Old muskie lures, the trolling spoon is a patent-pending "The Champ Junior" from Homer LeBlanc of LSC muskie fishing fame, painted in a Detroit Lions scheme.


----------



## piketroller (Oct 24, 2016)

-db- said:


> Old muskie lures, the trolling spoon is a patent-pending "The Champ Junior" from Homer LeBlanc of LSC muskie fishing fame, painted in a Detroit Lions scheme.

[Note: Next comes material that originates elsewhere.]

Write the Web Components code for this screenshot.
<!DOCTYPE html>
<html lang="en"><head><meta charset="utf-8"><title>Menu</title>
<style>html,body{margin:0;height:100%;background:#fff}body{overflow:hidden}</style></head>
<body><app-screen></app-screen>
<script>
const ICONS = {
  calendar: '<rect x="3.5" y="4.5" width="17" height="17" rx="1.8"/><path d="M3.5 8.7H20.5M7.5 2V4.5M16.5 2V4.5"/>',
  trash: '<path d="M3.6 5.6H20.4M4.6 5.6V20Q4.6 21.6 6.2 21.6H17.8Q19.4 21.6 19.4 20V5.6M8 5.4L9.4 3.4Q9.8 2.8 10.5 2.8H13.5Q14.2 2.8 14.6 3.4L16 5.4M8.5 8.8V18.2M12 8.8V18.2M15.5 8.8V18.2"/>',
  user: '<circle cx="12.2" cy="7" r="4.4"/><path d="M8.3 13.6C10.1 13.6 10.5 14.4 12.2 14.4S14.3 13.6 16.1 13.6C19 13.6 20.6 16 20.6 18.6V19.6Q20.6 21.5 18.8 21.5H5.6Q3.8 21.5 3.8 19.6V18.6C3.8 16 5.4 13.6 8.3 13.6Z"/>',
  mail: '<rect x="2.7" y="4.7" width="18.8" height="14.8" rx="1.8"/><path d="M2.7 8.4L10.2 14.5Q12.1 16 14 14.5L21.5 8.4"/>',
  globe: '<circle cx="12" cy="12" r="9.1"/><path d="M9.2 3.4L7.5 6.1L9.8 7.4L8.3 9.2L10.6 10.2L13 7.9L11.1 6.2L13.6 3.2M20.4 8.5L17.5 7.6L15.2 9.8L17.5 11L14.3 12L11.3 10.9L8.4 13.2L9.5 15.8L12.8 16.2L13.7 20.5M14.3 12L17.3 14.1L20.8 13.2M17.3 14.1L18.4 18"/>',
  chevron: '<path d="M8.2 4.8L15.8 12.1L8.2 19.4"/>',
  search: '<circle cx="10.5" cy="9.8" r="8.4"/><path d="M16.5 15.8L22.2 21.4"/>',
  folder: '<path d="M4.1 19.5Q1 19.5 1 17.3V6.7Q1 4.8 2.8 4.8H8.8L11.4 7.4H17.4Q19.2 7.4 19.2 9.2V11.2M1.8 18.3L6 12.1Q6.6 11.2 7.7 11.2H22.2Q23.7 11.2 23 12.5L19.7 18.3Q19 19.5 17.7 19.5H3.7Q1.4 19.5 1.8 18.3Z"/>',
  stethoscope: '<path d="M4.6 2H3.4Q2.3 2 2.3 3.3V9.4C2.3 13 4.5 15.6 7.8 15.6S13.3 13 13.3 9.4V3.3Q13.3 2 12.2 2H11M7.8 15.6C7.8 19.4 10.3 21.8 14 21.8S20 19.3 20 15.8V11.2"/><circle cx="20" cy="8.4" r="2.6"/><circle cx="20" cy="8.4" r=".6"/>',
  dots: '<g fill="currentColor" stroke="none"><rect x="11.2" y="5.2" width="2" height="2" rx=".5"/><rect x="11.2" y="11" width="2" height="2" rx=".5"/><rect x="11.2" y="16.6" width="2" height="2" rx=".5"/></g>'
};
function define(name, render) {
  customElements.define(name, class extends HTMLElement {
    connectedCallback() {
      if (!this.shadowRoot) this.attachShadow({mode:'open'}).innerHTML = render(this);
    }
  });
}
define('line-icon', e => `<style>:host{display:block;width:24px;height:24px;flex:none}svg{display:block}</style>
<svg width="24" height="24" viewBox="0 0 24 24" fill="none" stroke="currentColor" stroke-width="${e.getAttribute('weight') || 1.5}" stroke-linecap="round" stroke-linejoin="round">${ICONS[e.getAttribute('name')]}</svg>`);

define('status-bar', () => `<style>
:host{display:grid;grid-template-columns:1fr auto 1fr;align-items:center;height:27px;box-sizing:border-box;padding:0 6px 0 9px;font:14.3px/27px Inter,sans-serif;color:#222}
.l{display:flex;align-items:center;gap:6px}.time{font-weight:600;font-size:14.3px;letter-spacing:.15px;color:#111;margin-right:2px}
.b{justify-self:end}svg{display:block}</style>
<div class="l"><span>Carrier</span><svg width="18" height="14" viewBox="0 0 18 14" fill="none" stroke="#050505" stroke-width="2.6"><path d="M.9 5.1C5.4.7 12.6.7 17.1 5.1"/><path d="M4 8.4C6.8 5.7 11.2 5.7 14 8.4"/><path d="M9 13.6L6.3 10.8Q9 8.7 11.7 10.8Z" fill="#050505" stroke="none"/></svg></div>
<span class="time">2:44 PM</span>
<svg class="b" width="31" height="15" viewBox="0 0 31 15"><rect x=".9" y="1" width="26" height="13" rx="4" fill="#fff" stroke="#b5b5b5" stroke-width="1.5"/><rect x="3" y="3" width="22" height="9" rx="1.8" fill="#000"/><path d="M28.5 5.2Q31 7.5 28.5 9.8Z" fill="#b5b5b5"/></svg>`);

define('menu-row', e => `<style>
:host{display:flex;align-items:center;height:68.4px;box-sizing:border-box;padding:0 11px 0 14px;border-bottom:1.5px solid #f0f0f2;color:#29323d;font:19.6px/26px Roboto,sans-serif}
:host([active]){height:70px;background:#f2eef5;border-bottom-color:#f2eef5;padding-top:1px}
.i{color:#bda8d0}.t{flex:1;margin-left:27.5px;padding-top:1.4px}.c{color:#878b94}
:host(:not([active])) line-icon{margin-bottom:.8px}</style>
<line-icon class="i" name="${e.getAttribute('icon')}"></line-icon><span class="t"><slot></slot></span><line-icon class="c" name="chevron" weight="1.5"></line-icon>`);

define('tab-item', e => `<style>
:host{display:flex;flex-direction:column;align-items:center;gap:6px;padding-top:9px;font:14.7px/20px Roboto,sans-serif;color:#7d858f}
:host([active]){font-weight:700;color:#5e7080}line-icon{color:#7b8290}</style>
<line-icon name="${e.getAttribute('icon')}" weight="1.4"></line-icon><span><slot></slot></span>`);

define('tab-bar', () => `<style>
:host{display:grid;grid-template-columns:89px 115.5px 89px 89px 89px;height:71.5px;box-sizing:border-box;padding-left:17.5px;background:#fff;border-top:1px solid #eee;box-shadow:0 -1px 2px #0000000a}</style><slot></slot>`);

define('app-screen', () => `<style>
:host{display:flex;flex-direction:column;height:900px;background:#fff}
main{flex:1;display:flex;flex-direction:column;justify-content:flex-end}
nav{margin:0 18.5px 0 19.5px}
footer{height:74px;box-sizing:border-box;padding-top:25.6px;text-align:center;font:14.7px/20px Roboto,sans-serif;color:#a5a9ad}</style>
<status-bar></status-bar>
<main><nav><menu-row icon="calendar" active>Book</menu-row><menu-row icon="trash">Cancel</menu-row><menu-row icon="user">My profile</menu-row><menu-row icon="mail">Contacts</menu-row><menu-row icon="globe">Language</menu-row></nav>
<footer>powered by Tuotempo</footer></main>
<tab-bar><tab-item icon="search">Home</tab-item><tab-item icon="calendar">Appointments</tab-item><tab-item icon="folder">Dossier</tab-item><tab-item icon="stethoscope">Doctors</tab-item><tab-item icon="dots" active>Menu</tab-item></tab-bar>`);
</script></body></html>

I hope it’s not still patent pending. In the decades since, the application would have been granted and long sense expired, or never granted in the first place.


----------



## -db- (Jan 12, 2016)

I've wanted one of these since I first saw one years ago and finally found one, a "Trik-Kup" from fly fishing legend and Detroiter Paul H. Young. Not really a piece of tackle but nevertheless a neat item, it's a small foldable drinking cup. Made of thin stainless steel, it lays flat for storage in a pocket or fly wallet and is flexible enough to be manipulated into a shallow watertight cone shape for drinking, holds about 5 ounces I'd guess, just right for dipping into a cold stream.


































From a 1930s PHY catalog:


----------



## Scout 2 (Dec 31, 2004)

-db- said:


> I've wanted one of these since I first saw one years ago and finally found one, a "Trik-Kup" from fly fishing legend and Detroiter Paul H. Young. Not really a piece of tackle but nevertheless a neat item, it's a small foldable drinking cup. Made of thin stainless steel, it lays flat for storage in a pocket or fly wallet and is flexible enough to be manipulated into a shallow watertight cone shape for drinking, holds about 5 ounces I'd guess, just right for dipping into a cold stream.
> 
> 
> 
> ...


I have an aluminum one that collapses to about 1 inch thick. I got it sometime in the late 50's when I was a boy scout


----------